The Situation Behaviour Impact Feedback Tool

Providing Clear, Specific Feedback

Imagine that you recently gave some feedback to a member of your team. You told him that his meeting agendas looked great, but he needed to improve his presentation skills.

You follow up a few weeks later to find out why he hasn’t made any changes. You discover that he didn’t understand what he could do to improve – your feedback simply prompted more questions. He was left thinking “What’s good about my agendas that I can transfer to other documents?” and “What’s wrong with my presentation skills?”

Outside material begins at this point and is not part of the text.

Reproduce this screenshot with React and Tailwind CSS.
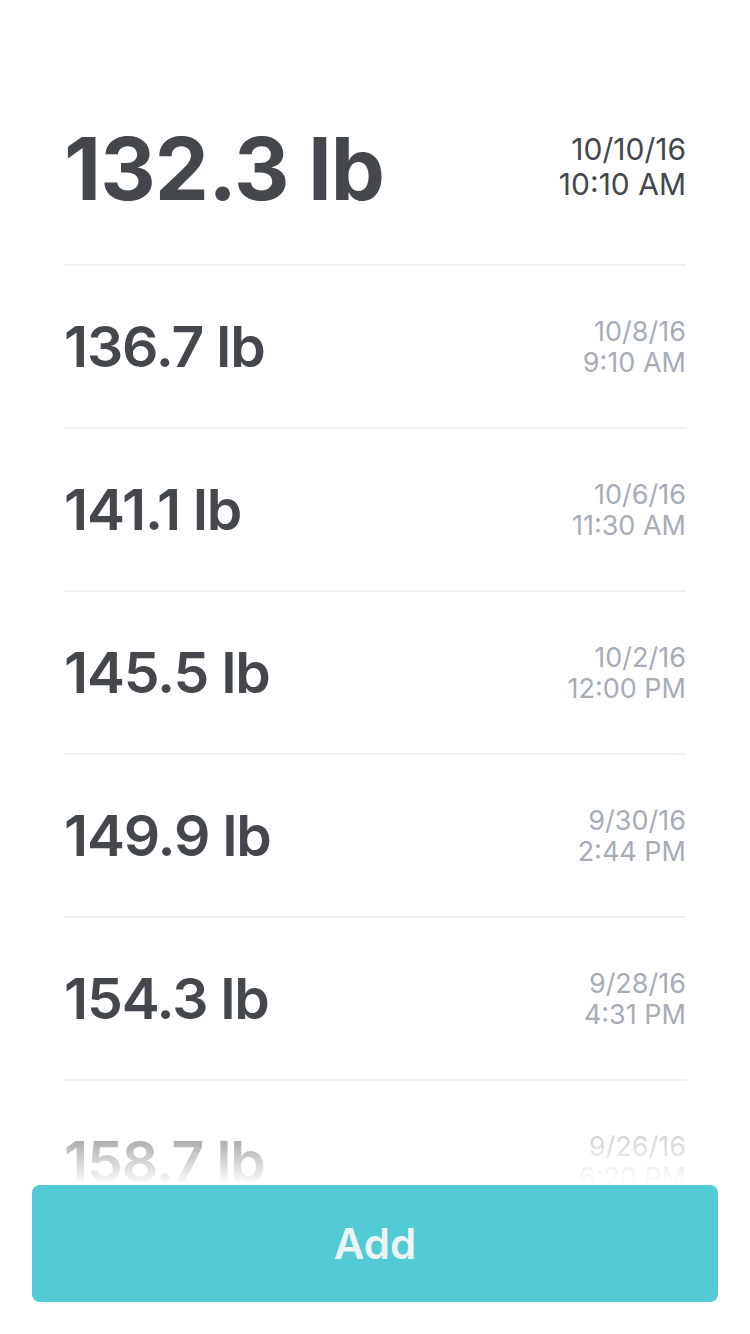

The Situation – Behaviour – Impact (SBI) Feedback tool helps you to deliver more effective feedback. It focuses your comments on specific situations and behaviours, and then outlines the impact that these behaviours have on others.

About the Tool

Developed by The Centre for Creative Leadership, the SBI Feedback Tool outlines a simple structure that you can use to give feedback.

1.         Situation.

2.         Behaviour.

3.         Impact.

When you structure feedback in this way, your people will understand precisely what you are commenting on and why. And when you outline the impact of their behaviour on others, you’re giving them the chance to reflect on their actions and think about what they need to change.

The tool also helps you to avoid making assumptions that could upset the other person and damage your relationship with him or her.

Applying the Tool

Let’s look at each part of the SBI Feedback tool and discuss how to use it to structure feedback.

1.         Situation

When you’re giving feedback, first define the where and when of the situation you’re referring to. This puts the feedback into context and gives the other person a specific setting as a reference.

For example:

“During yesterday morning’s team meeting, when you gave your presentation…” “At the client meeting on Monday afternoon…”

2.         Behaviour

Your next step is to describe the specific behaviours that you want to address. This is the most challenging part of the process, because you must communicate only the behaviours that you observed directly.

You must not make assumptions or subjective judgements about those behaviours. These could be wrong, and this will undermine your feedback.

For example, if you observed that a colleague made mistakes in a presentation, you should not assume that he hadn’t prepared thoroughly. You should simply comment that he made mistakes – and, ideally, note what the mistakes were.

Don’t rely on hearsay, as this may contain others’ subjective judgements. Again, this could undermine your feedback and jeopardise your relationship.

The examples below include a description of the specific behaviours you might want to address:

“During yesterday morning’s team meeting, when you gave your presentation, you were uncertain about two of the slides and your sales calculations were incorrect.”

“At the client meeting on Monday afternoon, you ensured that the meeting started on time and that everyone had handouts in advance. All of your research was correct and each of the client’s   questions was answered.”

Tip: Aim to use measurable information in your description of the behaviour. This helps to ensure that your comments are objective.

3.         Impact

The last step is to use “I” statements to describe how the other person’s action has affected you or others.

For example:

“During yesterday morning’s team meeting, when you gave your presentation, you were uncertain about two of the slides and your sales calculations were incorrect. I felt embarrassed because the entire board was there. I’m worried that this has affected the reputation of our team.”

“At the client meeting on Monday afternoon, you ensured that the meeting started on time and that everyone had handouts in advance. All of your research was correct, and each of the client’s questions was answered. I’m proud that you did such an excellent job and put the organisation in a good light. I feel confident that we’ll get the account, thanks to your hard work.”

Next Steps

Once you’ve delivered your feedback, encourage the other person to think about the situation and to understand the impact of her behaviour. (The Perceptual Positions  technique can help her to explore how other people may think.) Allow her time to absorb what you’ve said as well, and then go over specific actions that will help her to improve.

Also, where someone has done something well, help him to think about how he can build on this.

Key Points

The Centre for Creative Leadership developed the SBI Feedback tool to help managers to deliver clear, specific feedback. SBI stands for:

1.         Situation.

2.         Behaviour.

3.         Impact.

To use the tool, describe the “when” and “where” of the situation. Next, describe the other person’s behaviour, only mentioning actions that you have observed. Then, communicate the impact of his or her behaviour on you and others.

Final Application

Finally, discuss what your team member needs to do to change this behaviour in the future, or, if his behaviour had a positive impact, explore how he can build on this.

We would encourage you to write three numbered bullet points on the bottom of the page that you have written out that listed detail of the SBI and give them the paper asking them to come up with up to three suggestions they recommend that will provide a solution for this issue. You may be lucky to get three suggestions, however one or two is still a start.

If you believe their suggestions are good enough to try out for a short period of time (1-2 weeks) then agree with them and sign and date the bottom of the paper and ask them to also sign off on their commitment to implement this positive action to fix the SBI.

The important thing here is to give them ownership of the situation and ownership of the solution to this entire issue.

Actively take note of their actions during this time and journal observations and changes in behaviour you and others notice. Then meet at the allocated time to review. In the review go over notes you have gathered and keep pointing the person towards the behaviour you desire to see and need them to maintain.